İnsanlar, birbirini yaralamaktan her şeyden daha fazla haz alır hale nasıl gelebiliyor? Bunu da sordururdu Mirsat bana.

Bütün kediler gibi tutucuydu. “Tamam seni anlamaya çalışıyorum” diye uzun uzun bakar, ama bildiğinden şaşmazdı. İnsanla bu kadar iç içe yaşayıp tabiatını bu kadar muhafaza etmek... Karakter!

Evet, Mirsoşki Mirsoşka Mirsayeva.

Okuduğunuz gazetenin, yazdığınız sayfanın tam ortasına gelir oturur, hiçbir şey için minnet duymazdı. Ya da en fazla gözyaşından anladığını belli ederek yapardı bunu.

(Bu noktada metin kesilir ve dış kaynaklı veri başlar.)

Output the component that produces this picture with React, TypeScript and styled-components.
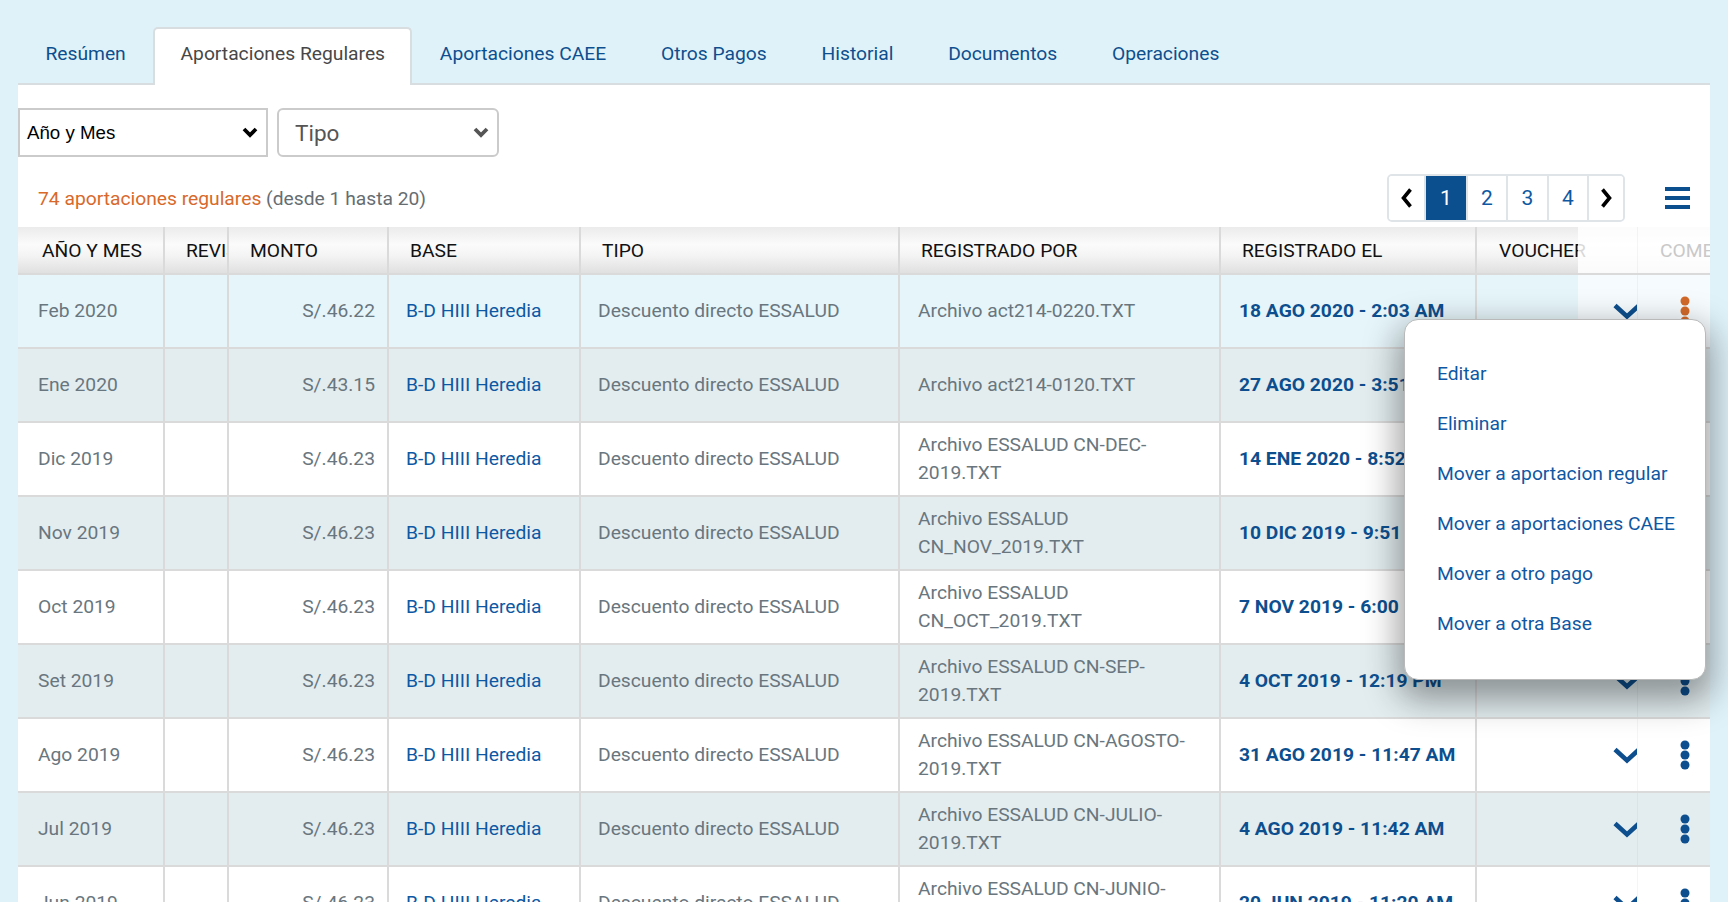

Siz ona uzun uzun dil dökerdiniz, o ise sadece telgraf çekerdi:

- Ne yaptın bakalım bugün Mirsat kedisi, güzel uyudun mu, mamanı yedin mi, suyunu içtin mi?

- Meeaav!

Derin düşünür gibi bakan gözlere kanmazdık elbette; yemek, uyku, tuvalet, oyundan başka durağı yoktu. Bir de gurur. Bir kez daha tam ortasına oturduğu kitabınızın üzerinden “off” çekerek attığınızda, sanki o yöne doğru gidecekmiş gibi kalakalması, “düşmesem de inecektim” hâlleri gururdandı.

Bir yıldır hâlsizdi Mirsat. Biraz zayıflamış, kabarık tüyleri yatışmaya başlamıştı. En sonunda gurultusunu duyamaz olmuştuk. Yemek masasının dibindeki biteviye siparişleri de azalıyordu.

- Neyin var Mirsat, ne oldu sana?

- Mea.

Yaklaşık 18 yıllık hayatının tek gününü bile, ertesi gün ne olacak diye yaşamadı. Ertesi günler için hazırlığı doğal olarak bize buyurmuştu. Doktoru, “Yakında görmemeye başlayabilir, mama ve su kaplarının yerini hiç değiştirmeyin ki bulmakta zorlanmasın” dediğinde Mirsat’ın umurunda olmadı elbette. Aklın insan olmaya verdiği ceza, Mirsat adına bunları duymaktı.

Elbette baş göz üstüne.  Ama bir yandan biliyorduk, acı ara vermiyorsa ölüm çaredir.Ve ölüm gerçekten değerli olana değer vermemizi uyaran bir çalar saattir!

Saat Mirsat için çaldı. Ve Mirsat ölüme bile ne kadar güzel yatılabileceğini göstererek veda etti.

O kadar güzel yaşadı ki, ölüme hiçbir şey bırakmadı.

Sen çok değerliydin Mirsat.

Kuyruklu yıldızımızdın.

Ama aslında senden değil, bizden söz ediyorum. Karşında hep yaptığım gibi arkandan da gülüyorum.

Çehov der ki; “hayat seni güldürmüyorsa, espriyi anlamamışsın demektir!”